I think so. I always find it amazing the different types of problems I find in each fresh edit.
For me, it’s always like the miniscule things slip through the many reads and drafts because I’m looking at story development first, and then for things like language, consistency, characterisation, pace, rising tension, balance, scenes, dialogue, narration etc. So many levels and layers before certain obvious or minor issues may jump out. It works the same for finding pieces of info or small incidents that come too late or out of order.
A crit buddy is advising me to set aside what she calls my usual pursuit for perfectionism. And I suspect she’s right. I want this manuscript to be the best it can be, but I don’t want to edit it to death either. I want to stop while the natural and unique voice, my beta readers all love, is still spontaneous and fresh.
It’s imperative it be the best it can be because I don’t want to waste one opportunity with any potential publishers or agents.
It’s thrilling to think I’m nearly there. And terrifying. Three years is a long time and this novel has seen some major and painful interruptions in its birthing.
My darling Mum became ill in 2009 and though I was able to write in the six months before she died, in the middle of the night and in snatches, I wrote only six-thousand words in the six months following.
I strongly believe now that the quiet and deep grief in losing Mum enabled me to write some of the harsh and passionate scenes of loss in my story with a greater power and empathy.

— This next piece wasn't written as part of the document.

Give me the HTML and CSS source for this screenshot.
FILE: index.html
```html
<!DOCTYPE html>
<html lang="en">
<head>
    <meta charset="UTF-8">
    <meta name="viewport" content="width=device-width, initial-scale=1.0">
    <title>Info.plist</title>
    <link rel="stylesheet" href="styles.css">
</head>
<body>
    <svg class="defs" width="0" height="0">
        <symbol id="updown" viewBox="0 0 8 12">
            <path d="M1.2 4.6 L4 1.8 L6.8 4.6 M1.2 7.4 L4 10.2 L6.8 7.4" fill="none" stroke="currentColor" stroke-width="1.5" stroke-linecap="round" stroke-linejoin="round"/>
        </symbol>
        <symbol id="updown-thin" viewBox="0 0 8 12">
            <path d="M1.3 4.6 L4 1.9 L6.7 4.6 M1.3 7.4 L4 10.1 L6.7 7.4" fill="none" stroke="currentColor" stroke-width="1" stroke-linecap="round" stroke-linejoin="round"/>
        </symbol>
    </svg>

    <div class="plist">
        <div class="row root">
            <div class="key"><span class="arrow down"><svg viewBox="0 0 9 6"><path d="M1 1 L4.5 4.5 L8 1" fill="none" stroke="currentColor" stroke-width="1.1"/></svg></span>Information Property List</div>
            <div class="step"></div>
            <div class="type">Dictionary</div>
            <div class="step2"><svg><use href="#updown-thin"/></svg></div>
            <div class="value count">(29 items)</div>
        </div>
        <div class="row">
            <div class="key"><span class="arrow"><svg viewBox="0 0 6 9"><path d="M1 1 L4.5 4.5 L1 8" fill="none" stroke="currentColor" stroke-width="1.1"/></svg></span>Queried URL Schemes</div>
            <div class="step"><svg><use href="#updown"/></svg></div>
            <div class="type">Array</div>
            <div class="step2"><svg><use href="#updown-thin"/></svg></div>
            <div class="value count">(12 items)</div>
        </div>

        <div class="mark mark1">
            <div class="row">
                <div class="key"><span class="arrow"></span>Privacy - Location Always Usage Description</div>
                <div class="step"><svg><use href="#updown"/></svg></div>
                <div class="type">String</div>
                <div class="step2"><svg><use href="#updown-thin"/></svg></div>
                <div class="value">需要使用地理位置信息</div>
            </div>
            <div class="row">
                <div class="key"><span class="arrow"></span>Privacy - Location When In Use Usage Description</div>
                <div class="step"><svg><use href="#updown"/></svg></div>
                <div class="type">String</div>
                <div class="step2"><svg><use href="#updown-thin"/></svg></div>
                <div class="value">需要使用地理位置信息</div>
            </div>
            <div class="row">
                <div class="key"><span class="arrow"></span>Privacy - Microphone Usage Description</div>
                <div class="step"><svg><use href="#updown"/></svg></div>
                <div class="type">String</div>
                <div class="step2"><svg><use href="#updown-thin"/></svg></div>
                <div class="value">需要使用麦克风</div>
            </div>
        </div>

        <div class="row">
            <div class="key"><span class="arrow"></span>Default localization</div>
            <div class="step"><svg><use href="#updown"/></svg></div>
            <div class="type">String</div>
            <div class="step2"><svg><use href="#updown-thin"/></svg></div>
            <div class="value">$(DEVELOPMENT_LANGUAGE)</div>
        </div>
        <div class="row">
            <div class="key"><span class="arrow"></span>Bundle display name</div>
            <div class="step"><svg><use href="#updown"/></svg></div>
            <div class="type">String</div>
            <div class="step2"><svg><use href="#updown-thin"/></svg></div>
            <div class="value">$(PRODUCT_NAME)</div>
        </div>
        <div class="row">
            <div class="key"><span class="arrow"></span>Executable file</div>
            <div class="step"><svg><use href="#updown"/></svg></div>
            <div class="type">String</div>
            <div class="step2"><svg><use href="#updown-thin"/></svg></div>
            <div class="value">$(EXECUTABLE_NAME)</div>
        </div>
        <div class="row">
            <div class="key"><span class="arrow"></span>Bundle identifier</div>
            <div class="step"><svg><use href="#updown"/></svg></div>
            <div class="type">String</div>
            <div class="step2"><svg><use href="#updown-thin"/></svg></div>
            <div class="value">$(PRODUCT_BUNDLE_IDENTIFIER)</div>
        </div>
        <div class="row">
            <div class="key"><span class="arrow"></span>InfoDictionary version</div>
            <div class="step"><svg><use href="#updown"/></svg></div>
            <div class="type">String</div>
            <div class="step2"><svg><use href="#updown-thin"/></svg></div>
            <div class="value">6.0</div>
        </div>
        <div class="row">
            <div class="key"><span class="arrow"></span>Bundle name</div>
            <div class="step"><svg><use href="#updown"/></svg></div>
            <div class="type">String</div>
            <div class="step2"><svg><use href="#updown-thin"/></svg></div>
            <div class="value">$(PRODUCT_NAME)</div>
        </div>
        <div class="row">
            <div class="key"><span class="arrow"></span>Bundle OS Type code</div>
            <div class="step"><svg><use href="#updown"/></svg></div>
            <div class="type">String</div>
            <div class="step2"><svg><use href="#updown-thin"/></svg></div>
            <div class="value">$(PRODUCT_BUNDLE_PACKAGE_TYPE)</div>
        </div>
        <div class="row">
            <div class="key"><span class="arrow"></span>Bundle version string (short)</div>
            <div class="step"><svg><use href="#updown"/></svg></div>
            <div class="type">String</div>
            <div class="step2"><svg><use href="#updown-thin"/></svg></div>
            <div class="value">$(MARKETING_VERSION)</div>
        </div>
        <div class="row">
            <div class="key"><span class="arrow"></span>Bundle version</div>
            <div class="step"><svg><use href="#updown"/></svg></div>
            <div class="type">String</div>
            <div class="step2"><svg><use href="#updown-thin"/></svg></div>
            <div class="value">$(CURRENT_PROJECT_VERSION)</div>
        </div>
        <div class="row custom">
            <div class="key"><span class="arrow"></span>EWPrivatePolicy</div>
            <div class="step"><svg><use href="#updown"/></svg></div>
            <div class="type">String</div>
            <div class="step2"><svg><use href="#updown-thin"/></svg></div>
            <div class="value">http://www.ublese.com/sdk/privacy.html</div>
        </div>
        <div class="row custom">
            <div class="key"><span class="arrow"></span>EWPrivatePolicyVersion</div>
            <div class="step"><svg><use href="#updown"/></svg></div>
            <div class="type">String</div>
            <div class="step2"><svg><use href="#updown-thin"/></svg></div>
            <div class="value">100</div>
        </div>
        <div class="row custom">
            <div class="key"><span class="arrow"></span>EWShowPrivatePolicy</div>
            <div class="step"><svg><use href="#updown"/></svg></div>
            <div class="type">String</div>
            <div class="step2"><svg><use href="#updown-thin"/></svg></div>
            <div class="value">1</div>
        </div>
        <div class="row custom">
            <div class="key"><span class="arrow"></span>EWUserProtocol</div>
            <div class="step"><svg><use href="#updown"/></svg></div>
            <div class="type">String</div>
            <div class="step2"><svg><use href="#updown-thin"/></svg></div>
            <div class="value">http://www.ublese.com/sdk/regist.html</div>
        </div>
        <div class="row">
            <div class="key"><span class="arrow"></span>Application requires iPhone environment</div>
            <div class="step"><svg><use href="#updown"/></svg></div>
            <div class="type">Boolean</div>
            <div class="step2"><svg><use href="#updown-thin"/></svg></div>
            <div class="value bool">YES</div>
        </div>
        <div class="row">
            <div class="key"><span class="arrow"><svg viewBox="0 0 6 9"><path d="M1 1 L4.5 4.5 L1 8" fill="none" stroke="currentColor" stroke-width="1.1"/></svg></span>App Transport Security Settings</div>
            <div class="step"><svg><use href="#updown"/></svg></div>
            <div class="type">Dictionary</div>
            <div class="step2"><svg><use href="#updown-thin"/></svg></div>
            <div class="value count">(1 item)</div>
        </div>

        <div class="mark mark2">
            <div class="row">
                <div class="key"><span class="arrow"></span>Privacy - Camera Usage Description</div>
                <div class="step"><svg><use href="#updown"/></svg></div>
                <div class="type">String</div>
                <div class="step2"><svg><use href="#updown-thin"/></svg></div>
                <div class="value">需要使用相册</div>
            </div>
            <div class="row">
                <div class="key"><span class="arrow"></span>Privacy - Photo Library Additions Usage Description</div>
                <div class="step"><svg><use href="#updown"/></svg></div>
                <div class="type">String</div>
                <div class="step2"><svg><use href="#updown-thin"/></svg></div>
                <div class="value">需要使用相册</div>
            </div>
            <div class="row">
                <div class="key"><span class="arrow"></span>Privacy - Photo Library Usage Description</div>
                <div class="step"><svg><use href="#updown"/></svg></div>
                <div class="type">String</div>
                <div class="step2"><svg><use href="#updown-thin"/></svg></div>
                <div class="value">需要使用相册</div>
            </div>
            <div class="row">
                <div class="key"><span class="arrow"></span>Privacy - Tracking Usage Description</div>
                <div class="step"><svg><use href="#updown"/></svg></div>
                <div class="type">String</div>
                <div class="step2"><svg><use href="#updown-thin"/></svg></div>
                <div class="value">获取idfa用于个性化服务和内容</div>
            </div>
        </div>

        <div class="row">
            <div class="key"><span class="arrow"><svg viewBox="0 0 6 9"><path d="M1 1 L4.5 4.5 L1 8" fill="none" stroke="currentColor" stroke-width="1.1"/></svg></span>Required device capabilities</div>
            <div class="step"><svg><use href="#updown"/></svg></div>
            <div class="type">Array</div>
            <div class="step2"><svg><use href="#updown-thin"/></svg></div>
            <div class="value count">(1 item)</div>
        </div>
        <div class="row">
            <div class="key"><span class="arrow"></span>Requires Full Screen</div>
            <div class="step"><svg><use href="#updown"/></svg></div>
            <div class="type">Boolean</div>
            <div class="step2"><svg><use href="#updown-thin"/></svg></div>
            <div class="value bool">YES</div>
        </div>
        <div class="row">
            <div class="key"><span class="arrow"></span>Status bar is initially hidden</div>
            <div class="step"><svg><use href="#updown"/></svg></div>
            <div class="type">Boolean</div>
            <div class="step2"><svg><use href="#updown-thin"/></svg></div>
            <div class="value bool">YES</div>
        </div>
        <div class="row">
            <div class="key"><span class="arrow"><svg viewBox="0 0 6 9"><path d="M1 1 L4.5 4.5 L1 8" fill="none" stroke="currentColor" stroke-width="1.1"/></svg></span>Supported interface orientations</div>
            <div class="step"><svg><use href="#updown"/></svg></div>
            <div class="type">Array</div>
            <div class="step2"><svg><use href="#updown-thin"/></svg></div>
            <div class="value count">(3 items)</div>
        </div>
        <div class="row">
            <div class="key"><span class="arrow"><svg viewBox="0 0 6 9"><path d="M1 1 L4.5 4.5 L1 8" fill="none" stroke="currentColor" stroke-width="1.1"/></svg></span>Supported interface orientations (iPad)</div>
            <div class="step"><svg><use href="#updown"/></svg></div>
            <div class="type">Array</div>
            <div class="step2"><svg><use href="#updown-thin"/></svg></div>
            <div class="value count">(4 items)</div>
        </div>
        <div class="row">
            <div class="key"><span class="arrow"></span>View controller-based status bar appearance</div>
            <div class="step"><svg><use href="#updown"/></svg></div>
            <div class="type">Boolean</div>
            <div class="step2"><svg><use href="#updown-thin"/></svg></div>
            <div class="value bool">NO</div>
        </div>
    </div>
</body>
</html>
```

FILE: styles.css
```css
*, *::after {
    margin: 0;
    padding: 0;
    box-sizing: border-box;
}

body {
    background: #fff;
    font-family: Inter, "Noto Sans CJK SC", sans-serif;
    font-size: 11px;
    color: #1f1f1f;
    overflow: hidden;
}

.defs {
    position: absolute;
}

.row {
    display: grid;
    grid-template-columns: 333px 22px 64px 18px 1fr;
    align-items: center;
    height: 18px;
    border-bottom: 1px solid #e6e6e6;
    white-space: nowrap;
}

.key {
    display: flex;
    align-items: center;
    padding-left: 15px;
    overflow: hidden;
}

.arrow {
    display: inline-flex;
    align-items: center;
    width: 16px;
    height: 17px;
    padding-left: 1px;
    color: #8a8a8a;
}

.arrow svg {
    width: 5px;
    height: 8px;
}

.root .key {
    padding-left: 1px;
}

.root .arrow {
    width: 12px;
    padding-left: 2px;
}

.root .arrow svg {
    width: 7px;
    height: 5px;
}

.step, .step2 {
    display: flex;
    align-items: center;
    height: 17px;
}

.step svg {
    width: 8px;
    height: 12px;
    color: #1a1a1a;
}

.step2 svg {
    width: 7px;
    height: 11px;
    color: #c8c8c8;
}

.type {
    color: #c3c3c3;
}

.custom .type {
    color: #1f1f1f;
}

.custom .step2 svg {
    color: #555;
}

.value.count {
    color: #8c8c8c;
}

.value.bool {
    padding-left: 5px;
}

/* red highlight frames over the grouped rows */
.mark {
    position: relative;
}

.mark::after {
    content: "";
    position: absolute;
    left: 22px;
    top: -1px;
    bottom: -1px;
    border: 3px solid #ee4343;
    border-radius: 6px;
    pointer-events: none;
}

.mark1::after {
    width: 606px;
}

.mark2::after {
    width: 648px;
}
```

It enabled me to tap into a grief I’d never known previously.
I’ve been blessed with a very happy childhood, marriage and children. My life has been fortunate and blessed in so many ways. I am so lucky to have lived the life I wanted and dreamed of, my one wish is that I’d started writing earlier.
Of course, writers write from imagination and we don’t need to live something to write about it, but I do think the heartbreaks and fears of the past three years have rounded me as a writer and brought a far greater ability to feel my story at a level I suspect I would not have had circumstances been different. (Much as I wish them so.)
I’ll never really know how much events influenced the evolution of my storyline. I do know my resulting novel is a powerful testament to women’s strength in a tough era where death and suffering were a given part of life. Stoicism was expected and vital for women in order to survive and endure.
So is it ready? My novel, I mean. Nearly – so close now.
I’m getting some advice from a professional editor on whether it needs a structural edit. I’m way too close now to tell. So much is working, but am I missing something? I’ve written this novel with a huge passion, but always intending for it to be published. I want it to be read. Breaking in to get a first novel published through a mainstream publisher is harder than ever. I want this novel to be the best it can without overworking it. It’s time now for a professional opinion.
Then I’m sure some rewriting – one last draft – a resting period. A final read through, and then, I’ll begin the submission process, which I’m already formulating to target publishers, and seek an agent.
But that’s another blog for another day.